In any event, the $1.916 million John P. says he put into the new business generated gross receipts of $12K after two years, from six sales, of which four were to John P., his companies or his pal Nick. Judge Wherry says that’s not an active trade or business, and John P. can’t sell Judge Wherry the claim he was going slow to learn the business before plunging in, and kept a big cash reserve. Judge Wherry doesn’t buy whatever John P. is selling: “…we leave for another day what amount of cash on hand can be considered actively used in a trade or business under section 1045 that has been in existence for less than 2 years. We hold that under the surrounding facts here the fact that 92 percent of  . . .  assets were held in cash causes it to fail the active business requirement.” 2012 T.C. Mem. 21, at p. 45 (footnote and name omitted). So no deferral, and inclusion in income in year of sale.

By the way, the 80% use-in-business requirement falls to 50% after two years, but that doesn’t help John P. You can’t bury your cash.

Nor can you bury your mistakes. Among the miscommunications between John P. and Greg the Master of Taxation was a little matter of $1.5 million performance enhancement that John P. got in Year Two when the business he sold made the new owners rich.

Judge Wherry tells the story: “In January 2003 Mr. Owen called Mr. Mogab and informed him that the … Companies had met the target operating earnings and that he would be receiving an additional $1,500,000 for the sale of the … Companies. However, because Mr. Mogab did not yet have a 2003 tax return file for the Owens, he did not make a written record of this fact for future use.

“At trial Mr. Mogab explained that by mistake the accounting firm did not report the $1,500,000 capital gain on the Owens’ personal tax return for 2003. He explained that ‘A year and a half later when we prepared the ‘03 return honestly it was not recalled by me. There was not a 1099 issued by the company. If there were a 1099 they would have given me the 1099 and I would have had that document and it darn well would have been picked up’.” 2012 T.C. Mem. 21, at pp. 11-12.

Darn well it should have been memorialized somewhere when you got the phonecall, Greg, and then found its way into the 2003 tax file, especially when the money showed up as paid-in capital on the 2003 return of the new Section 1244 you told John P. to form. 2012 T.C. Mem. 21, at p. 12, footnote 10.
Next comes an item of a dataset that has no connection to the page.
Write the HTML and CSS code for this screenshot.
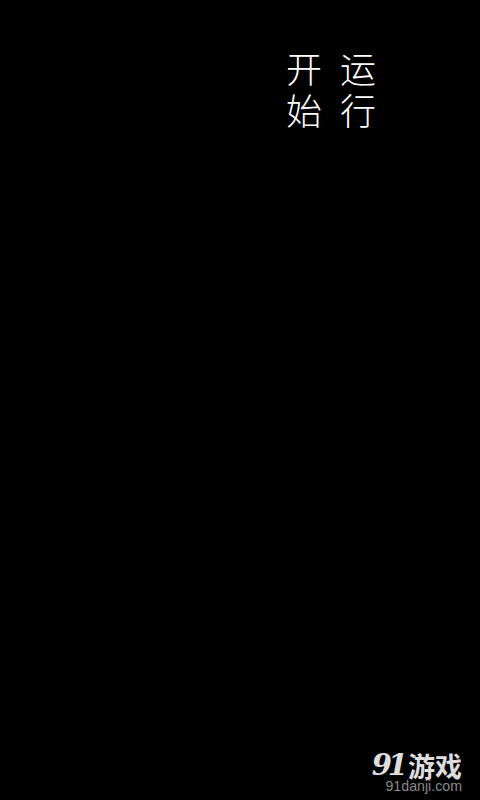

Howbeit, John P. and Laura L. want to get out of the Section 6662 (a) penalty because they told Greg, and his team blew the hand-off.
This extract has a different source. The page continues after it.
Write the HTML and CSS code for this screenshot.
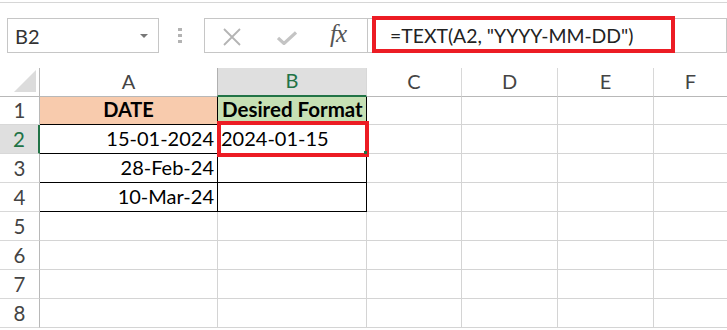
FILE: index.html
```html
<!DOCTYPE html>
<html>
<head>
<meta charset="utf-8">
<link rel="stylesheet" href="styles.css">
</head>
<body>
<div class="app">
  <div class="ribbon-edge"></div>
  <div class="formula-row">
    <div class="name-box">
      <span class="name-text">B2</span>
      <span class="dropdown"></span>
    </div>
    <div class="grip"><i></i><i></i><i></i></div>
    <div class="buttons">
      <svg class="icon-x" width="18" height="18" viewBox="0 0 18 18"><path d="M1 1 L17 17 M17 1 L1 17" stroke="#b4b4b4" stroke-width="1.8" fill="none"/></svg>
      <svg class="icon-check" width="20" height="14" viewBox="0 0 20 14"><path d="M1 7 L7 12.5 L19 1.5" stroke="#c4c4c4" stroke-width="3.2" fill="none" stroke-linejoin="miter"/></svg>
      <span class="fx">fx</span>
    </div>
    <div class="formula-input">
      <span class="formula-text">=TEXT(A2, "YYYY-MM-DD")</span>
      <div class="red-box formula-mark"></div>
    </div>
  </div>

  <div class="sheet">
    <div class="corner"><svg width="22" height="22" viewBox="0 0 22 22"><polygon points="22,0 22,22 0,22" fill="#dcdcdc"/></svg></div>
    <div class="col-hdr">A</div>
    <div class="col-hdr active">B</div>
    <div class="col-hdr">C</div>
    <div class="col-hdr">D</div>
    <div class="col-hdr">E</div>
    <div class="col-hdr last">F</div>

    <div class="row-hdr">1</div>
    <div class="cell t-a head-a bold center">DATE</div>
    <div class="cell t-b head-b bold">Desired Format</div>
    <div class="cell"></div><div class="cell"></div><div class="cell"></div><div class="cell last"></div>

    <div class="row-hdr active">2</div>
    <div class="cell t-a right sel-left">15-01-2024</div>
    <div class="cell t-b overlay-host">2024-01-15<div class="red-box cell-mark"></div><span class="handle"></span></div>
    <div class="cell"></div><div class="cell"></div><div class="cell"></div><div class="cell last"></div>

    <div class="row-hdr">3</div>
    <div class="cell t-a right">28-Feb-24</div>
    <div class="cell t-b"></div>
    <div class="cell"></div><div class="cell"></div><div class="cell"></div><div class="cell last"></div>

    <div class="row-hdr">4</div>
    <div class="cell t-a right">10-Mar-24</div>
    <div class="cell t-b"></div>
    <div class="cell"></div><div class="cell"></div><div class="cell"></div><div class="cell last"></div>

    <div class="row-hdr">5</div>
    <div class="cell"></div><div class="cell"></div><div class="cell"></div><div class="cell"></div><div class="cell"></div><div class="cell last"></div>
    <div class="row-hdr">6</div>
    <div class="cell"></div><div class="cell"></div><div class="cell"></div><div class="cell"></div><div class="cell"></div><div class="cell last"></div>
    <div class="row-hdr">7</div>
    <div class="cell"></div><div class="cell"></div><div class="cell"></div><div class="cell"></div><div class="cell"></div><div class="cell last"></div>
    <div class="row-hdr">8</div>
    <div class="cell"></div><div class="cell"></div><div class="cell"></div><div class="cell"></div><div class="cell"></div><div class="cell last"></div>
  </div>
</div>
</body>
</html>
```

FILE: styles.css
```css
* { box-sizing: border-box; }
html, body { margin: 0; padding: 0; background: #fff; }
body { width: 727px; height: 330px; overflow: hidden; font-family: Lato, "Open Sans", sans-serif; }

.app { width: 727px; }

.ribbon-edge { height: 3px; border-bottom: 1px solid #d6d6d6; }

.formula-row {
  display: flex;
  align-items: stretch;
  height: 35px;
  margin-top: 15px;
}
.name-box {
  margin-left: 7px;
  width: 152px;
  border: 1px solid #c6c6c6;
  display: flex;
  align-items: center;
  justify-content: space-between;
  padding: 0 10px 0 7px;
}
.name-text { font-size: 20px; color: #333; }
.dropdown {
  width: 0; height: 0;
  border-left: 4px solid transparent;
  border-right: 4px solid transparent;
  border-top: 4px solid #777;
}
.grip {
  width: 45px;
  display: flex;
  flex-direction: column;
  justify-content: center;
  gap: 3px;
  padding-left: 19px;
}
.grip i { display: block; width: 4px; height: 3px; background: #b3b3b3; }

.buttons {
  width: 164px;
  border: 1px solid #c6c6c6;
  display: flex;
  align-items: center;
  padding-left: 18px;
}
.icon-x { margin-top: 2px; }
.icon-check { margin-left: 36px; margin-top: 5px; }
.fx {
  margin-left: 33px;
  font-family: "Liberation Serif", serif;
  font-style: italic;
  font-size: 25px;
  color: #555;
  margin-top: -3px;
  letter-spacing: -1px;
}

.formula-input {
  flex: 1;
  border: 1px solid #c6c6c6;
  border-left: none;
  display: flex;
  align-items: center;
  padding-left: 22px;
  position: relative;
}
.formula-text { font-size: 19.4px; color: #222; }

.red-box { position: absolute; border: 4px solid #ec1c24; }
.formula-mark { left: 4px; top: -3px; width: 303px; height: 37px; }

.sheet {
  margin-top: 15px;
  display: grid;
  grid-template-columns: 40px 178px 149px 95px 96px 96px 1fr;
  grid-template-rows: 29px 28px repeat(7, 29px);
}
.corner {
  border-right: 1px solid #b8b8b8;
  border-bottom: 1px solid #b8b8b8;
  display: flex;
  align-items: flex-end;
  justify-content: flex-end;
  padding: 0 3px 4px 0;
}
.col-hdr {
  border-right: 1px solid #d8d8d8;
  border-bottom: 1px solid #b8b8b8;
  display: flex;
  align-items: flex-end;
  justify-content: center;
  padding-bottom: 3px;
  font-size: 20px;
  color: #444;
}
.col-hdr.active {
  background: #dfdfdf;
  color: #217346;
  border-bottom: 2px solid #217346;
  border-left: 1px solid #b0b0b0;
  margin-left: -1px;
}
.col-hdr.last, .cell.last { border-right: none; }

.row-hdr {
  border-right: 1px solid #b8b8b8;
  border-bottom: 1px solid #d8d8d8;
  display: flex;
  align-items: flex-end;
  justify-content: center;
  padding-bottom: 2px;
  font-size: 20.5px;
  color: #444;
}
.row-hdr.active {
  background: #dfdfdf;
  color: #217346;
  border-right: 2px solid #217346;
}

.cell {
  border-right: 1px solid #d4d4d4;
  border-bottom: 1px solid #d4d4d4;
  display: flex;
  align-items: flex-end;
  padding: 0 3px 3px 3px;
  font-size: 20px;
  color: #000;
  white-space: nowrap;
}
.t-a, .t-b { border-right: 1px solid #000; border-bottom: 1px solid #000; }
.head-a { background: #f8cbad; }
.head-a.bold { font-size: 20px; }
.head-b { background: #c6e0b4; padding-left: 4px; font-size: 20.5px; }
.bold { font-weight: bold; }
.center { justify-content: center; }
.right { justify-content: flex-end; }

.overlay-host { position: relative; }
.cell-mark { left: -1px; top: -4px; right: -3px; bottom: -4px; border-width: 4px; }
.handle {
  position: absolute;
  right: -1px; bottom: -1px;
  width: 3px; height: 3px;
  background: #217346;
}
```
Judge Wherry blows the play dead. “The Owens argue that they are not liable for the section 6662(a) penalty because they relied on . . . [Greg’s] staff to accurately prepare their return. We conclude that the Owens did not rely in good faith on their accountants’ advice because their reporting of this payment was oral and was long before the return was prepared. Further, they did not carefully examine their return before it was submitted to the IRS, and this standing alone, given the material amount involved, would trigger the penalty under these facts. See Woodsum v. Commissioner, 136 T.C. 584, 595 (2011) (‘In signing the return thus erroneously prepared, petitioners were not deliberately following substantive professional advice; they were instead unwittingly (they contend) perpetuating a clerical mistake. The defense of reliance on professional advice has no application here.’); Neonatology Associates v. Commissioner, 115 T.C. at 99. Although the Owens attempted to convince the Court at trial that they were simply unsophisticated taxpayers at the mercy of their accountants, we find this extremely hard to accept given that Mr. Owen with Mr. Michaels built a company from four people into one that garnered over $7,500,000 when it was sold. A cursory glance at the return would have shown that the amount reported was less than half of the amount required.” 2012 T.C. Mem. 21, at pp. 54-55.
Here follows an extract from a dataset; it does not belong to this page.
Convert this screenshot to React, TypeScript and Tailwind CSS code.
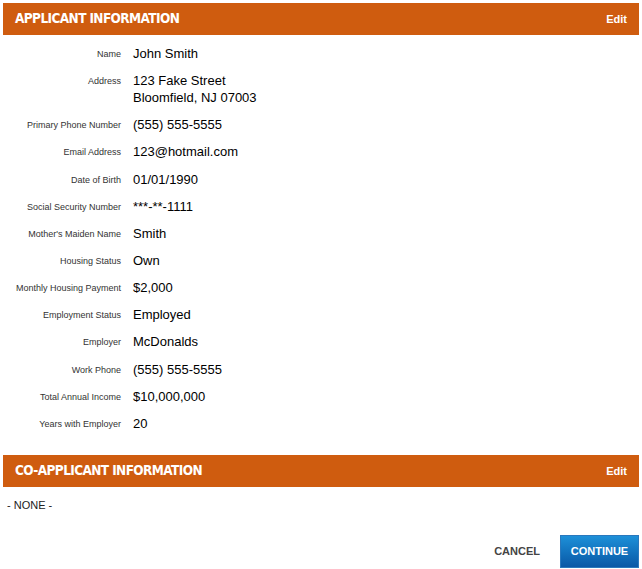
import React from "react";

const rows: [string, string[]][] = [
  ["Name", ["John Smith"]],
  ["Address", ["123 Fake Street", "Bloomfield, NJ 07003"]],
  ["Primary Phone Number", ["(555) 555-5555"]],
  ["Email Address", ["123@hotmail.com"]],
  ["Date of Birth", ["01/01/1990"]],
  ["Social Security Number", ["***-**-1111"]],
  ["Mother's Maiden Name", ["Smith"]],
  ["Housing Status", ["Own"]],
  ["Monthly Housing Payment", ["$2,000"]],
  ["Employment Status", ["Employed"]],
  ["Employer", ["McDonalds"]],
  ["Work Phone", ["(555) 555-5555"]],
  ["Total Annual Income", ["$10,000,000"]],
  ["Years with Employer", ["20"]],
];

function Header({ title }: { title: string }) {
  return (
    <div className="flex h-[32px] items-center justify-between bg-[#cf5c0f] pl-[12px] pr-[12px] text-white">
      <span
        className="text-[13.5px] font-bold leading-none tracking-[-0.6px]"
        style={{ fontFamily: '"DejaVu Sans Condensed", "DejaVu Sans", sans-serif', fontStretch: "condensed" }}
      >
        {title}
      </span>
      <span className="text-[11px] font-bold">Edit</span>
    </div>
  );
}

export default function App() {
  return (
    <div
      className="h-[569px] w-[642px] bg-white px-[3px] pt-[3px] text-black"
      style={{ fontFamily: '"Liberation Sans", Arial, sans-serif' }}
    >
      <Header title="APPLICANT INFORMATION" />
      <div className="pt-[10px] pb-[13px]">
        {rows.map(([label, vals]) => (
          <div key={label} className="flex items-start pb-[10.15px]">
            <div className="w-[118px] shrink-0 pt-[1px] text-right text-[9px] leading-[16px] text-[#333]">{label}</div>
            <div className="pl-[12px] text-[13px] leading-[17px]">
              {vals.map((v) => (
                <div key={v}>{v}</div>
              ))}
            </div>
          </div>
        ))}
      </div>
      <Header title="CO-APPLICANT INFORMATION" />
      <div className="pl-[4px] pt-[11px] text-[11px] leading-[14px] text-[#222]">- NONE -</div>
      <div className="mt-[23px] flex items-center justify-end gap-[20px]">
        <span className="text-[11px] font-bold text-[#444]">CANCEL</span>
        <button className="flex h-[33px] w-[79px] items-center justify-center border border-[#2a78bd] bg-gradient-to-b from-[#1e90d8] to-[#0a58a6] text-[11px] font-bold text-white">
          CONTINUE
        </button>
      </div>
    </div>
  );
}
Not only can’t you bury your own mistakes, you can’t bury your tax professional’s mistakes either.

Takeaway for tax professionals–There are no casual conversations with clients. The electron is your best friend; type it on your Smartphone or iPad and send an e-mail confirming it to the client, then and there. That will keep the client on the straight-and-narrow (hopefully), and you from under the wheels of the bus.

  1. To any readers, this blogger is story teller, he has embellished and portray things as fact, that are indeed not factual. The writer comes off very bitter, and really enjoying attacking these people. To the writer, its apparent that you get off not only on demeaning people but intent on leaving a negative footprint (on the internet); with no regard to 100% truth but rather a smear campaign; creating your own negative story to chastise and taunt these individuals; for your own gratification. Obviously these people are already in a difficult place and with your blogger persecution making it worse… for what reason? Lets turn the light on you and your every move~ see what snakes come out of your web. I trust in God above he will take care of you.